Sehari, tak mau menyesali hari kemarin membuatku enggan beranjak dari tempat. Biarkan dulu alunan nada berisik yang mengganggu. Biarkan pandangan kosong yang menjurus. Tentu saja biarkan mulut ini tertutup untuk menikmati damainya ketenangan jiwa.
Kukira proses ini akan berhasil. Aku bahkan berusaha menghindar darimu. Aku tak mau menyapamu ataupun tersenyum padamu. Aku telah cukup membuatmu kecewa atau bahkan terusik. Aku mengerti itu. Jadi, bolehkah aku melakukan ini? Apakah kamu senang bila tak ada lagi yang mengganggumu atau tak ada lagi candaan dari teman-temanmu tentang kita? Kuharap kamu menerimanya karena kutahu kamu pasti bahagia. Sudahlah. Aku jalani semua ini bak berjalan di atas air. Aku akan terus berusaha sampai aku benar-benar mampu melupakanmu sejenak. Dengan didukung kesibukan yang kualami saat ini, dengan mudah ini semua terealisasi. Bahkan kamu juga. Bukankah kita sama-sama sibuk? Maksudku, menjalani saat-saat terakhir memang menguras pikiran. Setiap hari kita dihadapkan dengan pilihan-pilihan yang menuntun kita menuju masa depan. Dalam hati, pasti akan berhasil. Begitulah.

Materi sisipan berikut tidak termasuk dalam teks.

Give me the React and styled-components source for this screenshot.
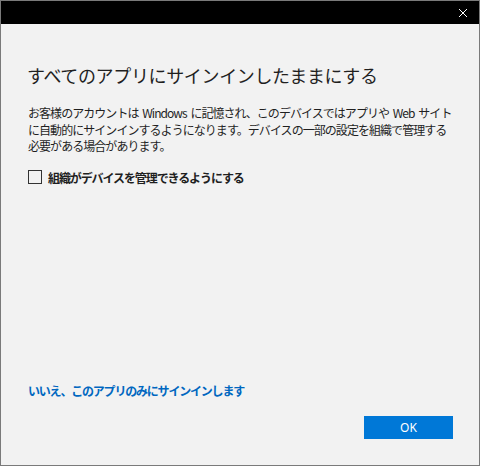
import React from 'react'
import styled, { createGlobalStyle } from 'styled-components'

const GlobalStyle = createGlobalStyle`
  html, body {
    margin: 0;
    padding: 0;
    background: #ffffff;
  }
  body {
    font-family: "Noto Sans CJK JP", "Noto Sans", sans-serif;
  }
`

const Window = styled.div`
  display: flex;
  flex-direction: column;
  width: 480px;
  height: 466px;
  box-sizing: border-box;
  border: 1px solid #7a7a7a;
  background: #f2f2f2;
`

const TitleBar = styled.div`
  display: flex;
  justify-content: flex-end;
  align-items: center;
  height: 23px;
  background: #000000;
  padding-right: 11px;
`

const CloseButton = styled.div`
  display: flex;
  width: 10px;
  height: 10px;
  color: #ffffff;
`

const Body = styled.div`
  display: flex;
  flex: 1;
  flex-direction: column;
  padding: 39px 26px 26px 27px;
`

const Heading = styled.h1`
  margin: 0 0 0 -1px;
  font-size: 18px;
  font-weight: 400;
  letter-spacing: -0.35px;
  line-height: 24px;
  color: #1f1f1f;
  white-space: nowrap;
`

const Description = styled.p`
  margin: 18px 0 0;
  font-size: 12px;
  letter-spacing: -0.95px;
  word-spacing: 2px;
  line-height: 16.5px;
  color: #1f1f1f;
  white-space: nowrap;
`

const CheckRow = styled.label`
  display: flex;
  align-items: center;
  gap: 6px;
  margin-top: 14px;
  font-size: 12px;
  font-weight: 700;
  letter-spacing: -1.1px;
  color: #1f1f1f;
  white-space: nowrap;
`

const Box = styled.span`
  width: 12px;
  height: 12px;
  border: 1px solid #333333;
  background: transparent;
`

const Footer = styled.div`
  display: flex;
  flex-direction: column;
  margin-top: auto;
`

const Link = styled.a`
  font-size: 12px;
  font-weight: 700;
  letter-spacing: -1.2px;
  color: #0067c0;
  text-decoration: none;
  white-space: nowrap;
`

const ButtonRow = styled.div`
  display: flex;
  justify-content: flex-end;
  margin-top: 17px;
`

const PrimaryButton = styled.button`
  width: 89px;
  height: 23px;
  border: none;
  background: #0078d7;
  color: #ffffff;
  font-family: "Noto Sans", sans-serif;
  font-size: 12px;
`

export default function App() {
  return (
    <>
      <GlobalStyle />
      <Window>
        <TitleBar>
          <CloseButton>
            <svg width="10" height="10" viewBox="0 0 10 10">
              <path d="M1 1L9 9M9 1L1 9" stroke="currentColor" strokeWidth="1" />
            </svg>
          </CloseButton>
        </TitleBar>
        <Body>
          <Heading>すべてのアプリにサインインしたままにする</Heading>
          <Description>
            お客様のアカウントは Windows に記憶され、このデバイスではアプリや Web サイト
            <br />
            に自動的にサインインするようになります。デバイスの一部の設定を組織で管理する
            <br />
            必要がある場合があります。
          </Description>
          <CheckRow>
            <Box />
            組織がデバイスを管理できるようにする
          </CheckRow>
          <Footer>
            <Link>いいえ、このアプリのみにサインインします</Link>
            <ButtonRow>
              <PrimaryButton>OK</PrimaryButton>
            </ButtonRow>
          </Footer>
        </Body>
      </Window>
    </>
  )
}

Di samping itu, ada hal yang membuatku terusik menjalani proses ini. Kamu tahu, aku dihadapkan oleh setan terkutuk yang menjelma menjadi seseorang yang kukenal. Dia membujukku untuk berjalan di jalan yang salah. Lindungilah aku. Begitulah ketika sang pemimpin memaparkan apa tujuannya. Sempat terbujuk, namun aku bersyukur bahwa ada teman sebangkuku yang mengingatkan. Ini salah. Bukan cara ini satu-satunya. Yakinlah bahwa percaya diri mendatangkan mukjizat. Bukan hanya keluar dari sekolah namun diridhoi untuk keluar. Kita akan bangga bercermin. Ini kemampuanku dan bukan atas bantuan tangan-tangan nakal yang dibenci Tuhan. Sungguh, aku berterimakasih kepada-Nya. Semoga Tuhan masih melindungi mereka.
Tentu aku percaya, sangat percaya, bahwa kamu pasti menolaknya. Kamu pasti mengambil jalan benar itu. Kurasa begitu, bukan? Kuharap kamu mengerti maksudku.